## Exercise directions
Pictures do not belong in the copy. Return all of the entries exactly.

## Exercise inputs
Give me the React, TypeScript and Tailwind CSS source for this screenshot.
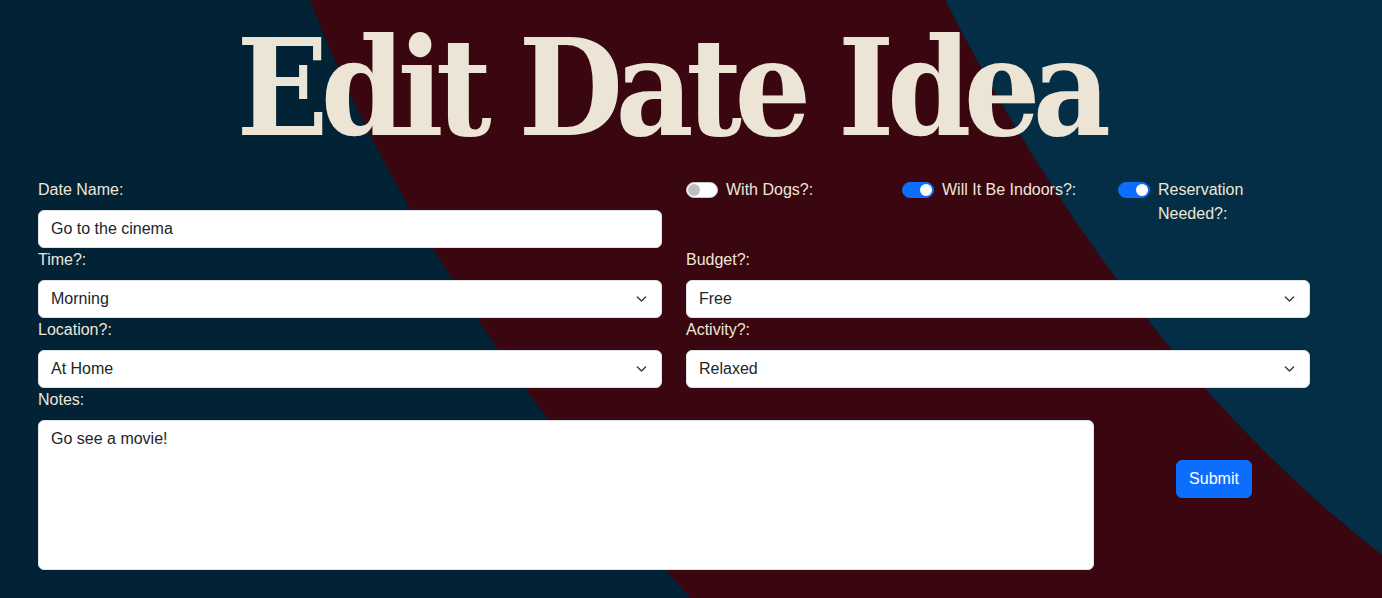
import { useState } from 'react';

const chevron = (
  <svg
    className="pointer-events-none absolute right-[15px] top-1/2 -translate-y-1/2"
    width="11"
    height="11"
    viewBox="0 0 16 16"
  >
    <path d="m2 5 6 6 6-6" fill="none" stroke="#343a40" strokeWidth="2" strokeLinecap="round" strokeLinejoin="round" />
  </svg>
);

function Toggle({ label, checked, onChange, labelWidth }: { label: string; checked: boolean; onChange: () => void; labelWidth: string }) {
  return (
    <div className="flex items-start gap-2">
      <button
        type="button"
        onClick={onChange}
        className={`mt-[4px] flex h-4 w-8 shrink-0 items-center rounded-full border px-[1px] ${
          checked ? 'justify-end border-[#0d6efd] bg-[#0d6efd]' : 'justify-start border-[#c7c7c7] bg-white'
        }`}
      >
        <span className={`h-3 w-3 rounded-full ${checked ? 'bg-white' : 'bg-[#bfbfbf]'}`} />
      </button>
      <span className={`${labelWidth} leading-6`}>{label}</span>
    </div>
  );
}

function Select({ value, options }: { value: string; options: string[] }) {
  return (
    <div className="relative">
      <select
        defaultValue={value}
        className="h-[38px] w-full appearance-none rounded-md border border-[#dee2e6] bg-white pl-3 pr-9 text-base text-[#212529] outline-none"
      >
        {options.map((o) => (
          <option key={o}>{o}</option>
        ))}
      </select>
      {chevron}
    </div>
  );
}

export default function App() {
  const [dogs, setDogs] = useState(false);
  const [indoors, setIndoors] = useState(true);
  const [reservation, setReservation] = useState(true);

  return (
    <div className="relative h-screen w-full overflow-hidden bg-[#022236] font-['Liberation_Sans',Arial,sans-serif] text-[#eee7d8]">
      {/* fondo con la franja diagonal */}
      <svg className="absolute inset-0 h-full w-full" viewBox="0 0 1382 598" preserveAspectRatio="none">
        <path d="M945 0 L1382 0 L1382 555 Q1130 360 945 0 Z" fill="#032e45" />
        <path d="M310 0 L945 0 Q1130 360 1382 555 L1382 598 L690 598 Q418 281 310 0 Z" fill="#3a0610" />
      </svg>

      <div className="relative">
        <h1 className="pt-[21px] pr-[42px] text-center font-['DejaVu_Serif_Condensed','DejaVu_Serif',serif] text-[134px] font-bold leading-none tracking-[-0.056em] text-[#ece5d6] font-stretch-condensed">
          Edit Date Idea
        </h1>

        <form className="mt-[23px] ml-[38px] w-[1272px]" onSubmit={(e) => e.preventDefault()}>
          <div className="grid grid-cols-2 gap-x-6">
            {/* fila 1 */}
            <div>
              <label className="mb-2 block leading-6">Date Name:</label>
              <input
                defaultValue="Go to the cinema"
                className="h-[38px] w-full rounded-md border border-[#dee2e6] bg-white px-3 text-base text-[#212529] outline-none"
              />
            </div>
            <div className="grid grid-cols-[216px_216px_192px]">
              <Toggle label="With Dogs?:" checked={dogs} onChange={() => setDogs(!dogs)} labelWidth="" />
              <Toggle label="Will It Be Indoors?:" checked={indoors} onChange={() => setIndoors(!indoors)} labelWidth="" />
              <Toggle
                label="Reservation Needed?:"
                checked={reservation}
                onChange={() => setReservation(!reservation)}
                labelWidth="w-[110px]"
              />
            </div>

            {/* fila 2 */}
            <div>
              <label className="mb-2 block leading-6">Time?:</label>
              <Select value="Morning" options={['Morning', 'Afternoon', 'Evening']} />
            </div>
            <div>
              <label className="mb-2 block leading-6">Budget?:</label>
              <Select value="Free" options={['Free', 'Cheap', 'Expensive']} />
            </div>

            {/* fila 3 */}
            <div>
              <label className="mb-2 block leading-6">Location?:</label>
              <Select value="At Home" options={['At Home', 'Out']} />
            </div>
            <div>
              <label className="mb-2 block leading-6">Activity?:</label>
              <Select value="Relaxed" options={['Relaxed', 'Active']} />
            </div>
          </div>

          {/* notas */}
          <div className="flex items-center">
            <div className="w-[1056px]">
              <label className="mb-2 block leading-6">Notes:</label>
              <textarea
                defaultValue="Go see a movie!"
                className="block h-[150px] w-full resize-none rounded-md border border-[#dee2e6] bg-white px-3 py-1.5 text-base text-[#212529] outline-none"
              />
            </div>
            <div className="ml-6 flex flex-1 justify-center">
              <button
                type="submit"
                className="rounded-md border border-[#0d6efd] bg-[#0d6efd] px-3 py-1.5 text-base leading-6 text-white"
              >
                Submit
              </button>
            </div>
          </div>
        </form>
      </div>
    </div>
  );
}
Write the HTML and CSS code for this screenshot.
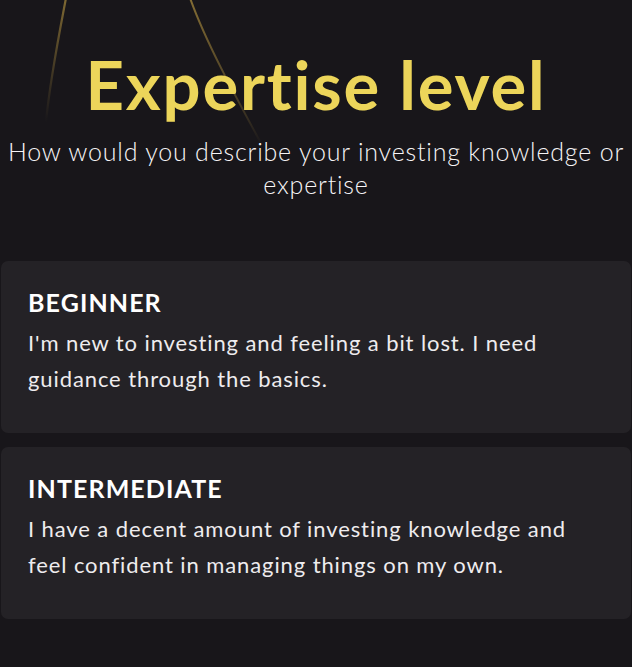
FILE: index.html
```html
<!DOCTYPE html>
<html lang="en">
<head>
<meta charset="utf-8">
<title>Expertise level</title>
<link rel="stylesheet" href="styles.css">
</head>
<body>
<div class="screen">
  <svg class="deco" width="320" height="170" viewBox="0 0 320 170" aria-hidden="true">
    <defs>
      <linearGradient id="g1" x1="0" y1="0" x2="0" y2="1">
        <stop offset="0" stop-color="#8a7235" stop-opacity="0.9"/>
        <stop offset="1" stop-color="#8a7235" stop-opacity="0"/>
      </linearGradient>
      <linearGradient id="g2" x1="0" y1="0" x2="0" y2="1">
        <stop offset="0" stop-color="#8a7235" stop-opacity="0.95"/>
        <stop offset="0.7" stop-color="#6f5c2e" stop-opacity="0.55"/>
        <stop offset="1" stop-color="#6f5c2e" stop-opacity="0"/>
      </linearGradient>
    </defs>
    <path d="M66 -2 C58 40 50 80 46 122" fill="none" stroke="url(#g1)" stroke-width="2.2"/>
    <path d="M190 -2 C205 40 232 90 262 145" fill="none" stroke="url(#g2)" stroke-width="2"/>
  </svg>
  <header class="intro">
    <h1 class="title">Expertise level</h1>
    <p class="subtitle">How would you describe your investing knowledge or expertise</p>
  </header>
  <div class="options">
    <div class="option">
      <div class="option-label">BEGINNER</div>
      <p class="option-text">I'm new to investing and feeling a bit lost. I need guidance through the basics.</p>
    </div>
    <div class="option">
      <div class="option-label">INTERMEDIATE</div>
      <p class="option-text">I have a decent amount of investing knowledge and feel confident in managing things on my own.</p>
    </div>
  </div>
</div>
</body>
</html>
```
FILE: styles.css
```css
* { box-sizing: border-box; }
html, body {
  margin: 0;
  padding: 0;
  background: #18161a;
}
body {
  font-family: "Lato", "Noto Sans", sans-serif;
  color: #f4f2f4;
}
.screen {
  position: relative;
  width: 632px;
  height: 667px;
  overflow: hidden;
  padding-top: 44px;
}
.deco {
  position: absolute;
  left: 0;
  top: 0;
}
.intro {
  position: relative;
  text-align: center;
}
.title {
  margin: 0;
  font-size: 67px;
  line-height: 80px;
  font-weight: 700;
  letter-spacing: 1.8px;
  color: #ecd55a;
}
.subtitle {
  margin: 11px 0 0;
  font-size: 25px;
  line-height: 33px;
  font-weight: 300;
  letter-spacing: 0.8px;
  color: #f6f4f6;
}
.options {
  display: flex;
  flex-direction: column;
  gap: 14px;
  margin-top: 60px;
  padding: 0 1px;
}
.option {
  background: #242226;
  border-radius: 7px;
  padding: 26px 27px 36px;
}
.option-label {
  font-size: 25px;
  line-height: 30px;
  font-weight: 700;
  letter-spacing: 1.1px;
  color: #ffffff;
}
.option-text {
  margin: 8px 0 0;
  font-size: 22px;
  line-height: 36px;
  font-weight: 400;
  letter-spacing: 0.9px;
  color: #eeecee;
  max-width: 548px;
}
```
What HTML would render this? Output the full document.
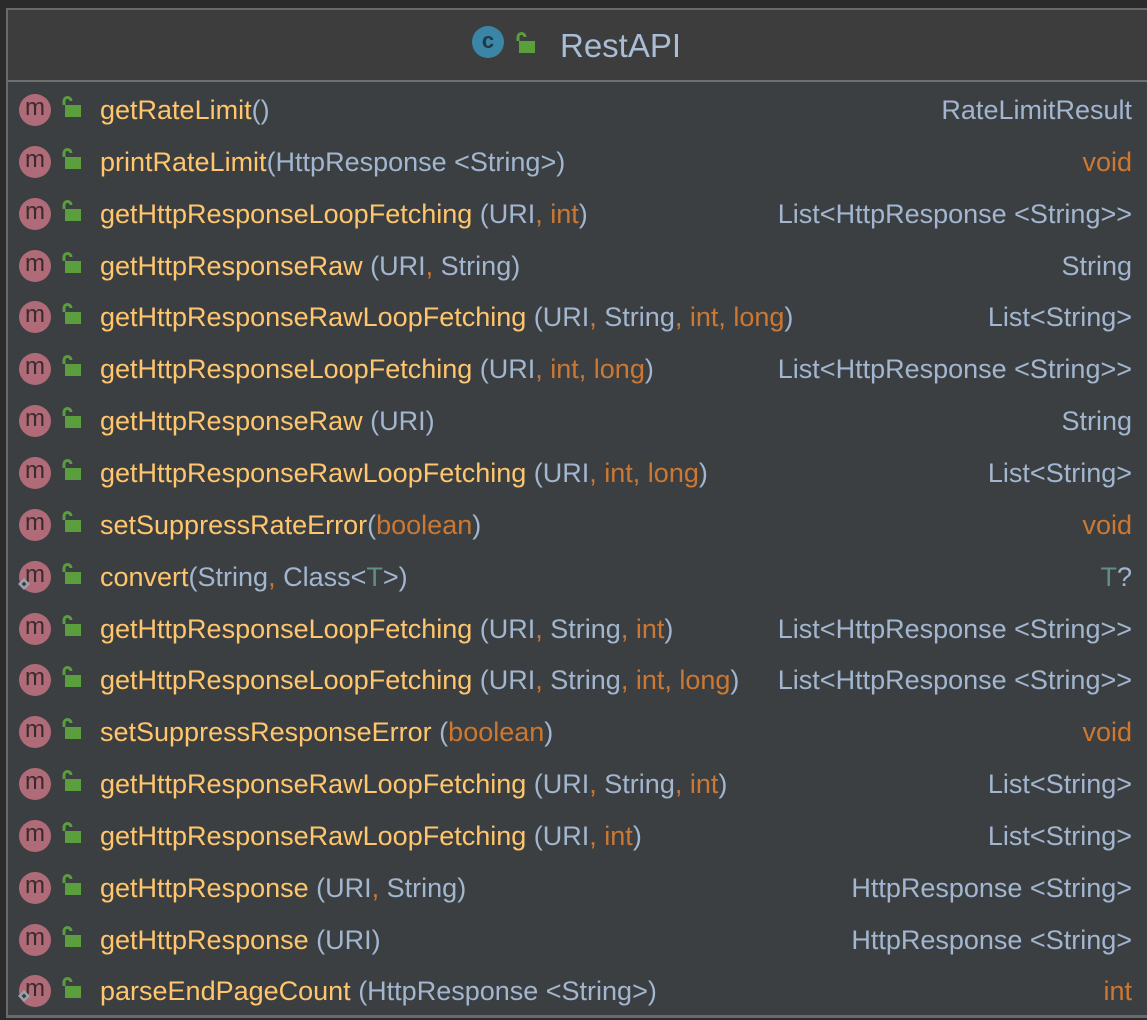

## Result of this task
Give me the React, TypeScript and Tailwind CSS source for this screenshot.
import { useState } from 'react';

const chevron = (
  <svg
    className="pointer-events-none absolute right-[15px] top-1/2 -translate-y-1/2"
    width="11"
    height="11"
    viewBox="0 0 16 16"
  >
    <path d="m2 5 6 6 6-6" fill="none" stroke="#343a40" strokeWidth="2" strokeLinecap="round" strokeLinejoin="round" />
  </svg>
);

function Toggle({ label, checked, onChange, labelWidth }: { label: string; checked: boolean; onChange: () => void; labelWidth: string }) {
  return (
    <div className="flex items-start gap-2">
      <button
        type="button"
        onClick={onChange}
        className={`mt-[4px] flex h-4 w-8 shrink-0 items-center rounded-full border px-[1px] ${
          checked ? 'justify-end border-[#0d6efd] bg-[#0d6efd]' : 'justify-start border-[#c7c7c7] bg-white'
        }`}
      >
        <span className={`h-3 w-3 rounded-full ${checked ? 'bg-white' : 'bg-[#bfbfbf]'}`} />
      </button>
      <span className={`${labelWidth} leading-6`}>{label}</span>
    </div>
  );
}

function Select({ value, options }: { value: string; options: string[] }) {
  return (
    <div className="relative">
      <select
        defaultValue={value}
        className="h-[38px] w-full appearance-none rounded-md border border-[#dee2e6] bg-white pl-3 pr-9 text-base text-[#212529] outline-none"
      >
        {options.map((o) => (
          <option key={o}>{o}</option>
        ))}
      </select>
      {chevron}
    </div>
  );
}

export default function App() {
  const [dogs, setDogs] = useState(false);
  const [indoors, setIndoors] = useState(true);
  const [reservation, setReservation] = useState(true);

  return (
    <div className="relative h-screen w-full overflow-hidden bg-[#022236] font-['Liberation_Sans',Arial,sans-serif] text-[#eee7d8]">
      {/* fondo con la franja diagonal */}
      <svg className="absolute inset-0 h-full w-full" viewBox="0 0 1382 598" preserveAspectRatio="none">
        <path d="M945 0 L1382 0 L1382 555 Q1130 360 945 0 Z" fill="#032e45" />
        <path d="M310 0 L945 0 Q1130 360 1382 555 L1382 598 L690 598 Q418 281 310 0 Z" fill="#3a0610" />
      </svg>

      <div className="relative">
        <h1 className="pt-[21px] pr-[42px] text-center font-['DejaVu_Serif_Condensed','DejaVu_Serif',serif] text-[134px] font-bold leading-none tracking-[-0.056em] text-[#ece5d6] font-stretch-condensed">
          Edit Date Idea
        </h1>

        <form className="mt-[23px] ml-[38px] w-[1272px]" onSubmit={(e) => e.preventDefault()}>
          <div className="grid grid-cols-2 gap-x-6">
            {/* fila 1 */}
            <div>
              <label className="mb-2 block leading-6">Date Name:</label>
              <input
                defaultValue="Go to the cinema"
                className="h-[38px] w-full rounded-md border border-[#dee2e6] bg-white px-3 text-base text-[#212529] outline-none"
              />
            </div>
            <div className="grid grid-cols-[216px_216px_192px]">
              <Toggle label="With Dogs?:" checked={dogs} onChange={() => setDogs(!dogs)} labelWidth="" />
              <Toggle label="Will It Be Indoors?:" checked={indoors} onChange={() => setIndoors(!indoors)} labelWidth="" />
              <Toggle
                label="Reservation Needed?:"
                checked={reservation}
                onChange={() => setReservation(!reservation)}
                labelWidth="w-[110px]"
              />
            </div>

            {/* fila 2 */}
            <div>
              <label className="mb-2 block leading-6">Time?:</label>
              <Select value="Morning" options={['Morning', 'Afternoon', 'Evening']} />
            </div>
            <div>
              <label className="mb-2 block leading-6">Budget?:</label>
              <Select value="Free" options={['Free', 'Cheap', 'Expensive']} />
            </div>

            {/* fila 3 */}
            <div>
              <label className="mb-2 block leading-6">Location?:</label>
              <Select value="At Home" options={['At Home', 'Out']} />
            </div>
            <div>
              <label className="mb-2 block leading-6">Activity?:</label>
              <Select value="Relaxed" options={['Relaxed', 'Active']} />
            </div>
          </div>

          {/* notas */}
          <div className="flex items-center">
            <div className="w-[1056px]">
              <label className="mb-2 block leading-6">Notes:</label>
              <textarea
                defaultValue="Go see a movie!"
                className="block h-[150px] w-full resize-none rounded-md border border-[#dee2e6] bg-white px-3 py-1.5 text-base text-[#212529] outline-none"
              />
            </div>
            <div className="ml-6 flex flex-1 justify-center">
              <button
                type="submit"
                className="rounded-md border border-[#0d6efd] bg-[#0d6efd] px-3 py-1.5 text-base leading-6 text-white"
              >
                Submit
              </button>
            </div>
          </div>
        </form>
      </div>
    </div>
  );
}
Write the HTML and CSS code for this screenshot.
FILE: index.html
```html
<!DOCTYPE html>
<html lang="en">
<head>
<meta charset="utf-8">
<title>Expertise level</title>
<link rel="stylesheet" href="styles.css">
</head>
<body>
<div class="screen">
  <svg class="deco" width="320" height="170" viewBox="0 0 320 170" aria-hidden="true">
    <defs>
      <linearGradient id="g1" x1="0" y1="0" x2="0" y2="1">
        <stop offset="0" stop-color="#8a7235" stop-opacity="0.9"/>
        <stop offset="1" stop-color="#8a7235" stop-opacity="0"/>
      </linearGradient>
      <linearGradient id="g2" x1="0" y1="0" x2="0" y2="1">
        <stop offset="0" stop-color="#8a7235" stop-opacity="0.95"/>
        <stop offset="0.7" stop-color="#6f5c2e" stop-opacity="0.55"/>
        <stop offset="1" stop-color="#6f5c2e" stop-opacity="0"/>
      </linearGradient>
    </defs>
    <path d="M66 -2 C58 40 50 80 46 122" fill="none" stroke="url(#g1)" stroke-width="2.2"/>
    <path d="M190 -2 C205 40 232 90 262 145" fill="none" stroke="url(#g2)" stroke-width="2"/>
  </svg>
  <header class="intro">
    <h1 class="title">Expertise level</h1>
    <p class="subtitle">How would you describe your investing knowledge or expertise</p>
  </header>
  <div class="options">
    <div class="option">
      <div class="option-label">BEGINNER</div>
      <p class="option-text">I'm new to investing and feeling a bit lost. I need guidance through the basics.</p>
    </div>
    <div class="option">
      <div class="option-label">INTERMEDIATE</div>
      <p class="option-text">I have a decent amount of investing knowledge and feel confident in managing things on my own.</p>
    </div>
  </div>
</div>
</body>
</html>
```
FILE: styles.css
```css
* { box-sizing: border-box; }
html, body {
  margin: 0;
  padding: 0;
  background: #18161a;
}
body {
  font-family: "Lato", "Noto Sans", sans-serif;
  color: #f4f2f4;
}
.screen {
  position: relative;
  width: 632px;
  height: 667px;
  overflow: hidden;
  padding-top: 44px;
}
.deco {
  position: absolute;
  left: 0;
  top: 0;
}
.intro {
  position: relative;
  text-align: center;
}
.title {
  margin: 0;
  font-size: 67px;
  line-height: 80px;
  font-weight: 700;
  letter-spacing: 1.8px;
  color: #ecd55a;
}
.subtitle {
  margin: 11px 0 0;
  font-size: 25px;
  line-height: 33px;
  font-weight: 300;
  letter-spacing: 0.8px;
  color: #f6f4f6;
}
.options {
  display: flex;
  flex-direction: column;
  gap: 14px;
  margin-top: 60px;
  padding: 0 1px;
}
.option {
  background: #242226;
  border-radius: 7px;
  padding: 26px 27px 36px;
}
.option-label {
  font-size: 25px;
  line-height: 30px;
  font-weight: 700;
  letter-spacing: 1.1px;
  color: #ffffff;
}
.option-text {
  margin: 8px 0 0;
  font-size: 22px;
  line-height: 36px;
  font-weight: 400;
  letter-spacing: 0.9px;
  color: #eeecee;
  max-width: 548px;
}
```
What HTML would render this? Output the full document.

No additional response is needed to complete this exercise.